**SUPPLIED DATA**
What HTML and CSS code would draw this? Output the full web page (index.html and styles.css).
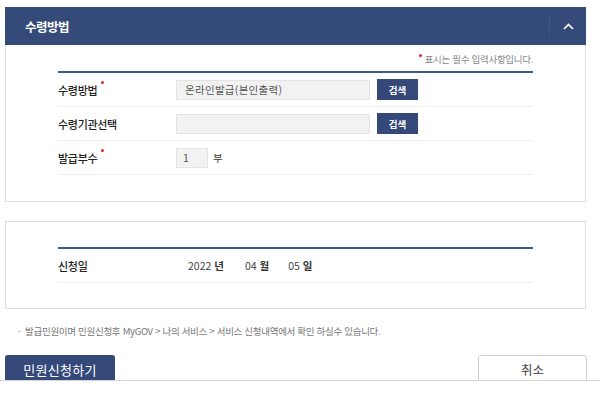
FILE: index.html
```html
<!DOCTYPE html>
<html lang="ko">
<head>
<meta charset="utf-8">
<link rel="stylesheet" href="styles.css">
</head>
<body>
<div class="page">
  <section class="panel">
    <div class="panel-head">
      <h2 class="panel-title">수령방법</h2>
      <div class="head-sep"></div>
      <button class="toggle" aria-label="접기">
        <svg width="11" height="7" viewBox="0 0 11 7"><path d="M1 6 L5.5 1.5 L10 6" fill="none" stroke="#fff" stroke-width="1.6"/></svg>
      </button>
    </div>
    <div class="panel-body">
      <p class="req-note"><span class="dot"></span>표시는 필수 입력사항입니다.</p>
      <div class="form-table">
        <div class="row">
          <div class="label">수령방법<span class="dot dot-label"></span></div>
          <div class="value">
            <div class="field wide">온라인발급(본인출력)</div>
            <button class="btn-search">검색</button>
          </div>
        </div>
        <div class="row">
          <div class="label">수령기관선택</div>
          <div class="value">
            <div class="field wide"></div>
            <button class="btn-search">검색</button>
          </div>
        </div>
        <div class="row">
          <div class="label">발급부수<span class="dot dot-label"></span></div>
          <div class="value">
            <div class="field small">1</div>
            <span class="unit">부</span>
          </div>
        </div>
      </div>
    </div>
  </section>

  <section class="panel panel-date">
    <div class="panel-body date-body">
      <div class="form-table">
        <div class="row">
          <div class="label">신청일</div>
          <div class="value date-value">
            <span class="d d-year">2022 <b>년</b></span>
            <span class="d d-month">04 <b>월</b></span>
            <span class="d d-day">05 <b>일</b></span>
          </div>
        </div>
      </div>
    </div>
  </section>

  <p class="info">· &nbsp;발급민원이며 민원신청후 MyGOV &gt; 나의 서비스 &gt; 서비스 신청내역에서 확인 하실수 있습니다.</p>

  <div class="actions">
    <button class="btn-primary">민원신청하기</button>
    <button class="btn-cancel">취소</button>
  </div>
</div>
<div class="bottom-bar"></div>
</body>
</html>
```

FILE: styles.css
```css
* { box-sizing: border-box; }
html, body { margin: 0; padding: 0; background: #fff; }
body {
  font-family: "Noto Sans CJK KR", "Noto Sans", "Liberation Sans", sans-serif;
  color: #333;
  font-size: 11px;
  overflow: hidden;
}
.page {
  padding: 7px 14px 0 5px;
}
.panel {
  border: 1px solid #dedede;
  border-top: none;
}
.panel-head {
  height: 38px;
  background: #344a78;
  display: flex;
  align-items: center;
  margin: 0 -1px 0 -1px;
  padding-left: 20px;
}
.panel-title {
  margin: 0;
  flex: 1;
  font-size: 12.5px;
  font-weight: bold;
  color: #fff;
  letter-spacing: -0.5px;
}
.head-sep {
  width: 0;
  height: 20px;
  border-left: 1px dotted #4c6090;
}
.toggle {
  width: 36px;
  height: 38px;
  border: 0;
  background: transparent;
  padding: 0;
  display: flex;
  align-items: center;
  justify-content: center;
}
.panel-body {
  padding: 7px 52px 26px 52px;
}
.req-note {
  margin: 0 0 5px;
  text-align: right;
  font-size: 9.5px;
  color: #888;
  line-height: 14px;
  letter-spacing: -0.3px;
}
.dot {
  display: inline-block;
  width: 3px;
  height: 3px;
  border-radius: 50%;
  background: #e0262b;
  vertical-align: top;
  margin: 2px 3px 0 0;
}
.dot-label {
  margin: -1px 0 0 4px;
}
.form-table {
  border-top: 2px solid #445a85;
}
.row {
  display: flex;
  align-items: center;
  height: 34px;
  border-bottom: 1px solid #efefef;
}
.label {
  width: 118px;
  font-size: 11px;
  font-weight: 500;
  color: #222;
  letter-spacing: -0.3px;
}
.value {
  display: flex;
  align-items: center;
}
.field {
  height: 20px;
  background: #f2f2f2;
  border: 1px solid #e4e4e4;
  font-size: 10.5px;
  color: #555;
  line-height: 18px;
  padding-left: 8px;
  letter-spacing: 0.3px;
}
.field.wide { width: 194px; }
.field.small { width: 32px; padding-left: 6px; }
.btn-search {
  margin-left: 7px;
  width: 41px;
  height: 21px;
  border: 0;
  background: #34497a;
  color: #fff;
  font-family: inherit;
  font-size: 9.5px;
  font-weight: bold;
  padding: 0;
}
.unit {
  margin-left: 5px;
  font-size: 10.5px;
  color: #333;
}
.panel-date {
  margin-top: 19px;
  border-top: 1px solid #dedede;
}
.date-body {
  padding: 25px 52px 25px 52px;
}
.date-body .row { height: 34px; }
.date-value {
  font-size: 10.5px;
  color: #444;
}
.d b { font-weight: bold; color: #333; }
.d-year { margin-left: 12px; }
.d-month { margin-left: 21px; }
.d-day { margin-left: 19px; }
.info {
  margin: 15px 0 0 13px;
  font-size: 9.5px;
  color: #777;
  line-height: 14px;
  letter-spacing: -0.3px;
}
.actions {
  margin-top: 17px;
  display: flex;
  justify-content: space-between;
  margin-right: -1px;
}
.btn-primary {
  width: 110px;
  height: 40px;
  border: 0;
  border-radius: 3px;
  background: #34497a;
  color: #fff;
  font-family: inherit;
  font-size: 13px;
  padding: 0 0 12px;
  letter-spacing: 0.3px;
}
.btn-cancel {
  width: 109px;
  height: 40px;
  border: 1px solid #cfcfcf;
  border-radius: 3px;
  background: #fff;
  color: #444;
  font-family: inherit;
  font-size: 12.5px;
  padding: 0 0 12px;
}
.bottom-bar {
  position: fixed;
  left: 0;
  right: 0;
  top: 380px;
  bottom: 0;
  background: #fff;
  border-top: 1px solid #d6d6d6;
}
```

**SET PROBLEM**
Leave the images out and output the remaining material exactly as it stands.

**WRITTEN SOLUTION**
What HTML and CSS code would draw this? Output the full web page (index.html and styles.css).
FILE: index.html
```html
<!DOCTYPE html>
<html lang="ko">
<head>
<meta charset="utf-8">
<link rel="stylesheet" href="styles.css">
</head>
<body>
<div class="page">
  <section class="panel">
    <div class="panel-head">
      <h2 class="panel-title">수령방법</h2>
      <div class="head-sep"></div>
      <button class="toggle" aria-label="접기">
        <svg width="11" height="7" viewBox="0 0 11 7"><path d="M1 6 L5.5 1.5 L10 6" fill="none" stroke="#fff" stroke-width="1.6"/></svg>
      </button>
    </div>
    <div class="panel-body">
      <p class="req-note"><span class="dot"></span>표시는 필수 입력사항입니다.</p>
      <div class="form-table">
        <div class="row">
          <div class="label">수령방법<span class="dot dot-label"></span></div>
          <div class="value">
            <div class="field wide">온라인발급(본인출력)</div>
            <button class="btn-search">검색</button>
          </div>
        </div>
        <div class="row">
          <div class="label">수령기관선택</div>
          <div class="value">
            <div class="field wide"></div>
            <button class="btn-search">검색</button>
          </div>
        </div>
        <div class="row">
          <div class="label">발급부수<span class="dot dot-label"></span></div>
          <div class="value">
            <div class="field small">1</div>
            <span class="unit">부</span>
          </div>
        </div>
      </div>
    </div>
  </section>

  <section class="panel panel-date">
    <div class="panel-body date-body">
      <div class="form-table">
        <div class="row">
          <div class="label">신청일</div>
          <div class="value date-value">
            <span class="d d-year">2022 <b>년</b></span>
            <span class="d d-month">04 <b>월</b></span>
            <span class="d d-day">05 <b>일</b></span>
          </div>
        </div>
      </div>
    </div>
  </section>

  <p class="info">· &nbsp;발급민원이며 민원신청후 MyGOV &gt; 나의 서비스 &gt; 서비스 신청내역에서 확인 하실수 있습니다.</p>

  <div class="actions">
    <button class="btn-primary">민원신청하기</button>
    <button class="btn-cancel">취소</button>
  </div>
</div>
<div class="bottom-bar"></div>
</body>
</html>
```

FILE: styles.css
```css
* { box-sizing: border-box; }
html, body { margin: 0; padding: 0; background: #fff; }
body {
  font-family: "Noto Sans CJK KR", "Noto Sans", "Liberation Sans", sans-serif;
  color: #333;
  font-size: 11px;
  overflow: hidden;
}
.page {
  padding: 7px 14px 0 5px;
}
.panel {
  border: 1px solid #dedede;
  border-top: none;
}
.panel-head {
  height: 38px;
  background: #344a78;
  display: flex;
  align-items: center;
  margin: 0 -1px 0 -1px;
  padding-left: 20px;
}
.panel-title {
  margin: 0;
  flex: 1;
  font-size: 12.5px;
  font-weight: bold;
  color: #fff;
  letter-spacing: -0.5px;
}
.head-sep {
  width: 0;
  height: 20px;
  border-left: 1px dotted #4c6090;
}
.toggle {
  width: 36px;
  height: 38px;
  border: 0;
  background: transparent;
  padding: 0;
  display: flex;
  align-items: center;
  justify-content: center;
}
.panel-body {
  padding: 7px 52px 26px 52px;
}
.req-note {
  margin: 0 0 5px;
  text-align: right;
  font-size: 9.5px;
  color: #888;
  line-height: 14px;
  letter-spacing: -0.3px;
}
.dot {
  display: inline-block;
  width: 3px;
  height: 3px;
  border-radius: 50%;
  background: #e0262b;
  vertical-align: top;
  margin: 2px 3px 0 0;
}
.dot-label {
  margin: -1px 0 0 4px;
}
.form-table {
  border-top: 2px solid #445a85;
}
.row {
  display: flex;
  align-items: center;
  height: 34px;
  border-bottom: 1px solid #efefef;
}
.label {
  width: 118px;
  font-size: 11px;
  font-weight: 500;
  color: #222;
  letter-spacing: -0.3px;
}
.value {
  display: flex;
  align-items: center;
}
.field {
  height: 20px;
  background: #f2f2f2;
  border: 1px solid #e4e4e4;
  font-size: 10.5px;
  color: #555;
  line-height: 18px;
  padding-left: 8px;
  letter-spacing: 0.3px;
}
.field.wide { width: 194px; }
.field.small { width: 32px; padding-left: 6px; }
.btn-search {
  margin-left: 7px;
  width: 41px;
  height: 21px;
  border: 0;
  background: #34497a;
  color: #fff;
  font-family: inherit;
  font-size: 9.5px;
  font-weight: bold;
  padding: 0;
}
.unit {
  margin-left: 5px;
  font-size: 10.5px;
  color: #333;
}
.panel-date {
  margin-top: 19px;
  border-top: 1px solid #dedede;
}
.date-body {
  padding: 25px 52px 25px 52px;
}
.date-body .row { height: 34px; }
.date-value {
  font-size: 10.5px;
  color: #444;
}
.d b { font-weight: bold; color: #333; }
.d-year { margin-left: 12px; }
.d-month { margin-left: 21px; }
.d-day { margin-left: 19px; }
.info {
  margin: 15px 0 0 13px;
  font-size: 9.5px;
  color: #777;
  line-height: 14px;
  letter-spacing: -0.3px;
}
.actions {
  margin-top: 17px;
  display: flex;
  justify-content: space-between;
  margin-right: -1px;
}
.btn-primary {
  width: 110px;
  height: 40px;
  border: 0;
  border-radius: 3px;
  background: #34497a;
  color: #fff;
  font-family: inherit;
  font-size: 13px;
  padding: 0 0 12px;
  letter-spacing: 0.3px;
}
.btn-cancel {
  width: 109px;
  height: 40px;
  border: 1px solid #cfcfcf;
  border-radius: 3px;
  background: #fff;
  color: #444;
  font-family: inherit;
  font-size: 12.5px;
  padding: 0 0 12px;
}
.bottom-bar {
  position: fixed;
  left: 0;
  right: 0;
  top: 380px;
  bottom: 0;
  background: #fff;
  border-top: 1px solid #d6d6d6;
}
```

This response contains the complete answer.